Knowing her, Cassius supposed it did.

“What happened with Vatia in Africa Province?” she asked.

“He wouldn’t let me collect my or Brutus’s debts.”

“Oh, I see.”

“How is Brutus?”

Her black brows rose, she looked indifferent. “How would I know? He doesn’t write to me any more than he writes to you. He and Cicero dribble words to each other. Well, why not? Both of them are old women.”

Cassius grinned. “I saw Cicero in Tusculum on my way, stayed with him overnight. He’s very busy writing a paean to Cato, if you like that idea. No, I thought you wouldn’t. However, the war looming in the Spains had him twittering and fluttering, which surprised me, given his detestation for Caesar. I asked him why, and he said that if the Pompeius boys beat Caesar, he thought they would be far worse masters for Rome than Caesar is.”

“And what did you reply to that, Cassius dear?”

“That, like him, I’d settle for the easygoing old master I know. The Pompeii hail from Picenum, and I’ve never known a Picentine who wasn’t cruel to the marrow. Scratch a Picentine, and you reveal a barbarian.”
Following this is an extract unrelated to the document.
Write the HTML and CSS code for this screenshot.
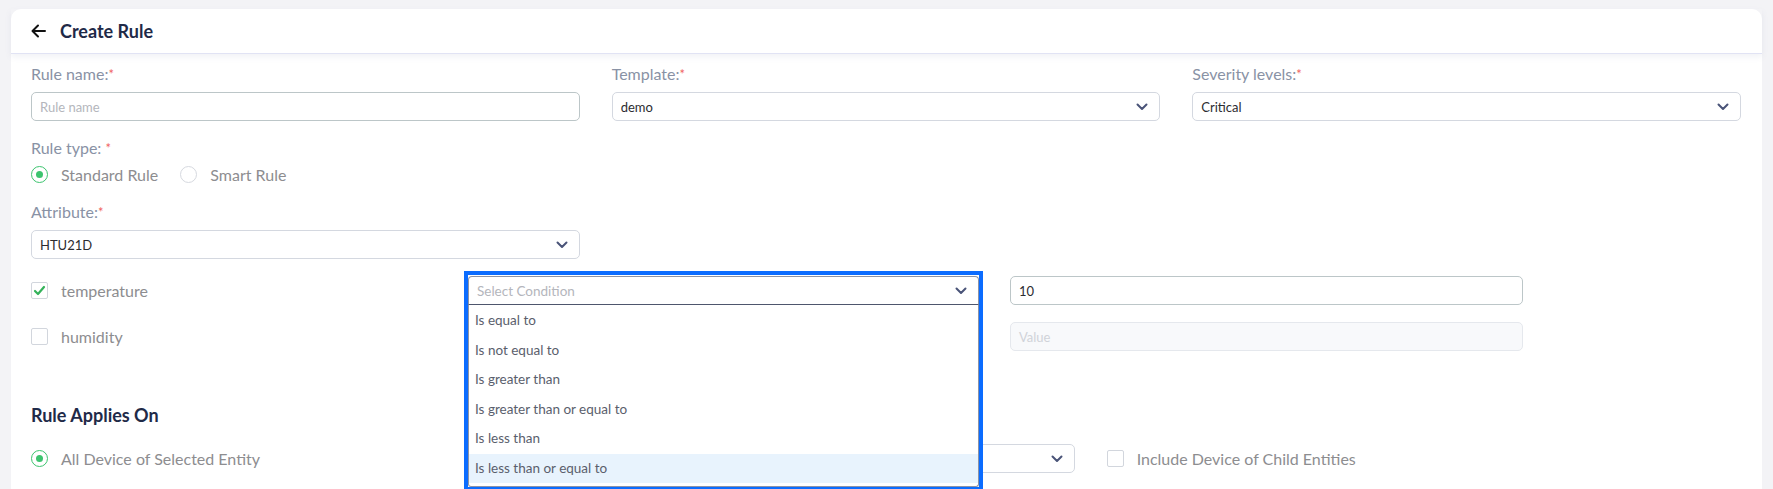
FILE: index.html
```html
<!DOCTYPE html>
<html>

<head>
    <link rel="stylesheet" href="styles.css">
    <title>Create Rule</title>
</head>

<body>
    <div class="card">
        <div class="card-header">
            <svg class="back-icon" width="15" height="14" viewBox="0 0 15 14">
                <path d="M14 7H1.8M7 1.5L1.5 7L7 12.5" fill="none" stroke="#111" stroke-width="2"
                    stroke-linecap="round" stroke-linejoin="round" />
            </svg>
            <h1 class="title">Create Rule</h1>
        </div>

        <div class="card-body">
            <div class="row-3">
                <div class="field">
                    <label class="label">Rule name:<span class="req">*</span></label>
                    <div class="input"><span class="placeholder">Rule name</span></div>
                </div>
                <div class="field">
                    <label class="label">Template:<span class="req">*</span></label>
                    <div class="select">
                        <span>demo</span>
                        <svg class="chevron" width="12" height="8" viewBox="0 0 12 8">
                            <path d="M1.5 1.5L6 6L10.5 1.5" />
                        </svg>
                    </div>
                </div>
                <div class="field">
                    <label class="label">Severity levels:<span class="req">*</span></label>
                    <div class="select">
                        <span>Critical</span>
                        <svg class="chevron" width="12" height="8" viewBox="0 0 12 8">
                            <path d="M1.5 1.5L6 6L10.5 1.5" />
                        </svg>
                    </div>
                </div>
            </div>

            <label class="label label-type">Rule type: <span class="req">*</span></label>
            <div class="radio-group">
                <div class="radio-item"><span class="radio checked"></span>Standard Rule</div>
                <div class="radio-item"><span class="radio"></span>Smart Rule</div>
            </div>

            <div class="row-3 attr-row">
                <div class="field">
                    <label class="label">Attribute:<span class="req">*</span></label>
                    <div class="select">
                        <span>HTU21D</span>
                        <svg class="chevron" width="12" height="8" viewBox="0 0 12 8">
                            <path d="M1.5 1.5L6 6L10.5 1.5" />
                        </svg>
                    </div>
                </div>
            </div>

            <div class="cond-row first">
                <div class="check-item">
                    <span class="checkbox checked">
                        <svg width="17" height="17" viewBox="0 0 17 17">
                            <path d="M4 9L7 12L13 5" fill="none" stroke="#34b25a" stroke-width="2.2"
                                stroke-linecap="round" stroke-linejoin="round" />
                        </svg>
                    </span>
                    temperature
                </div>
                <div class="cond-cell">
                    <div class="dropdown">
                        <div class="select open">
                            <span class="placeholder">Select Condition</span>
                            <svg class="chevron" width="12" height="8" viewBox="0 0 12 8">
                                <path d="M1.5 1.5L6 6L10.5 1.5" />
                            </svg>
                        </div>
                        <ul class="menu">
                            <li>Is equal to</li>
                            <li>Is not equal to</li>
                            <li>Is greater than</li>
                            <li>Is greater than or equal to</li>
                            <li>Is less than</li>
                            <li class="active">Is less than or equal to</li>
                        </ul>
                    </div>
                </div>
                <div class="input input-value">10</div>
            </div>

            <div class="cond-row">
                <div class="check-item"><span class="checkbox"></span>humidity</div>
                <div class="cond-cell">
                    <div class="select">
                        <span></span>
                        <svg class="chevron" width="12" height="8" viewBox="0 0 12 8">
                            <path d="M1.5 1.5L6 6L10.5 1.5" />
                        </svg>
                    </div>
                </div>
                <div class="input disabled"><span class="placeholder">Value</span></div>
            </div>

            <h2 class="section-title">Rule Applies On</h2>

            <div class="row-3 applies-row">
                <div class="radio-item"><span class="radio checked"></span>All Device of Selected Entity</div>
                <div class="applies-right">
                    <div class="select select-entity">
                        <span></span>
                        <svg class="chevron" width="12" height="8" viewBox="0 0 12 8">
                            <path d="M1.5 1.5L6 6L10.5 1.5" />
                        </svg>
                    </div>
                    <div class="check-item"><span class="checkbox"></span>Include Device of Child Entities</div>
                </div>
            </div>
        </div>
    </div>
</body>

</html>
```

FILE: styles.css
```css
html,
body {
    height: 100%;
}

body {
    margin: 0;
    padding: 9px 11px 0 11px;
    box-sizing: border-box;
    background: #f3f3f6;
    font-family: Lato, "Open Sans", sans-serif;
    overflow: hidden;
}

.card {
    background: #ffffff;
    border-radius: 10px 10px 0 0;
    height: 100%;
}

.card-header {
    display: flex;
    align-items: center;
    height: 44px;
    padding-left: 20px;
    border-bottom: 1px solid #e1e3f4;
    box-shadow: 0 3px 6px rgba(120, 125, 170, 0.1);
}

.back-icon {
    margin-right: 14px;
}

.title {
    margin: 0;
    font-size: 18px;
    font-weight: 700;
    color: #1f2a48;
}

.card-body {
    padding: 10px 21px 0 20px;
}

.row-3 {
    display: grid;
    grid-template-columns: repeat(3, 1fr);
    column-gap: 32px;
}

.label {
    display: block;
    line-height: 20px;
    font-size: 16px;
    color: #8992a5;
    margin-bottom: 8px;
}

.req {
    color: #f06262;
    font-size: 13px;
    vertical-align: top;
}

/* text inputs and selects share the same box */
.input,
.select {
    box-sizing: border-box;
    height: 29px;
    display: flex;
    align-items: center;
    padding: 0 8px;
    border: 1px solid #d4d8e0;
    border-radius: 5px;
    font-size: 13px;
    color: #2c2c30;
    background: #ffffff;
}

.input {
    border-color: #bcc6c8;
}

.select {
    justify-content: space-between;
    padding-right: 11px;
}

.placeholder {
    color: #b4b6bc;
}

.chevron {
    flex-shrink: 0;
}

.chevron path {
    fill: none;
    stroke: #4a5478;
    stroke-width: 2;
    stroke-linecap: round;
    stroke-linejoin: round;
}

.label-type {
    margin-top: 17px;
    margin-bottom: 6px;
}

.radio-group {
    display: flex;
    gap: 22px;
}

.radio-item,
.check-item {
    display: flex;
    align-items: center;
    height: 20px;
    font-size: 16px;
    color: #8d8d90;
    white-space: nowrap;
}

.radio {
    box-sizing: border-box;
    flex-shrink: 0;
    width: 17px;
    height: 17px;
    margin-right: 13px;
    border: 1px solid #d6d9df;
    border-radius: 50%;
    display: flex;
    align-items: center;
    justify-content: center;
}

.radio.checked {
    border: 1.5px solid #3cc46e;
}

.radio.checked::after {
    content: "";
    width: 7px;
    height: 7px;
    border-radius: 50%;
    background: #3cc46e;
}

.checkbox {
    box-sizing: border-box;
    flex-shrink: 0;
    width: 17px;
    height: 17px;
    margin-right: 13px;
    border: 1px solid #d2d6dd;
    border-radius: 2px;
    display: flex;
}

.checkbox svg {
    margin: -1px;
}

.attr-row {
    margin-top: 18px;
}

.cond-row {
    display: grid;
    grid-template-columns: 406px 511px 513px;
    column-gap: 31px;
    align-items: center;
    height: 29px;
    margin-top: 17px;
}

.cond-cell {
    position: relative;
    height: 29px;
}

.input.disabled {
    background: #f8f9fb;
    border-color: #e5e8ed;
}

.input.disabled .placeholder {
    color: #d0d3d9;
}

/* open condition dropdown, drawn over the rows below */
.dropdown {
    position: absolute;
    top: -5px;
    left: -4px;
    right: -4px;
    z-index: 2;
    padding-top: 1px;
    border: 4px solid #0b6cff;
    background: #ffffff;
}

.select.open {
    border-color: #8d93a5;
    border-bottom-color: #4e566d;
    border-radius: 4px 4px 0 0;
    font-size: 13.5px;
}

.menu {
    list-style: none;
    margin: 0;
    padding: 1px 0 3px 0;
    border: 1px solid #8d93a5;
    border-top: none;
    border-radius: 0 0 3px 3px;
}

.menu li {
    height: 29.5px;
    line-height: 29.5px;
    padding-left: 6px;
    font-size: 13.5px;
    color: #5a5e6c;
}

.menu li.active {
    background: #e8f3fd;
}

.section-title {
    margin: 52px 0 17px 0;
    line-height: 24px;
    font-size: 18px;
    font-weight: 700;
    color: #1f2a48;
}

.applies-row {
    align-items: center;
}

.applies-right {
    grid-column: span 2;
    display: flex;
    align-items: center;
    gap: 32px;
}

.select-entity {
    width: 463px;
}
```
“That’s why Picentines make such wonderful tribunes of the plebs. They love to strike when the back is turned, and they’re never happier than when they can make mischief. Pah!” Servilia spat. “At least Caesar is a Roman of the Romans.”

“So much so that he has the blood to be King of Rome.”

“Just like Sulla,” she agreed. “However—and also like Sulla!—he doesn’t want to be the King of Rome.”

“If you can say that so positively, then why are you and certain others trying very hard to make it seem as if Caesar itches to tie on the diadem?”

“It passes the time,” Servilia said. “Besides, I must have a tiny bit of Picentine in me. I adore making mischief.”

“Have you met her majesty?” Cassius asked, feeling his own Romanness expand. Oh, it was good to be home! Tertulla might be half Caesar’s, but the other half was pure Servilia, and both halves made for a fascinatingly seductive wife.

“My dear, her majesty and I are bosom friends,” Servilia cooed. “What fools Roman women can be! Would you believe that most of my female peers have decided to label the Queen of Egypt infra dignitatem? Silly of them, isn’t it?”

“Why don’t you find her beneath your dignity?”

“It’s more interesting to stand on good terms with her. As soon as Caesar leaves for Spain, I shall bring her into fashion.”

Cassius frowned. “I’m sure your motives aren’t admirable, Mama-in-law, but whatever they are, they elude me. You know so little about her. She might be a wilier snake than you.”

Servilia lifted her arms above her head and stretched. “Oh, but there you’re quite wrong, Cassius. I know a great deal about Cleopatra. You see, her younger sister spent almost two years here in Rome—Caesar exhibited her as his captive in his Egyptian triumph. She was put to live with old Caecilia, and as Caecilia is a good friend of mine, I came to know Princess Arsinoë well. We chatted for hours about Cleopatra.”

“That triumph’s almost three months into the past. Where’s Princess Arsinoë now?” Cassius peered about theatrically. “I’m surprised she isn’t living here with you.”

“She would be, had I had half a chance. Unfortunately Caesar put her on a ship bound for Ephesus the day after his triumph. I hear she’s to serve Artemis in the temple there. The moment she escapes, she can be killed for a nice reward. Apparently he gave Cleopatra his word that he’d clip Arsinoë’s wings. Such a pity! I was so looking forward to reuniting the two sisters.”

He shivered. “There are times, Servilia, when I am profoundly glad that you like me.”

In answer, she changed the subject. “Do you really prefer Caesar as your master, Cassius?”

His face darkened. “I would prefer to have no master. To acknowledge a master is an offense against Quirinus,” he snarled.

*“Look behind thee, remember that thou art a mortal man!”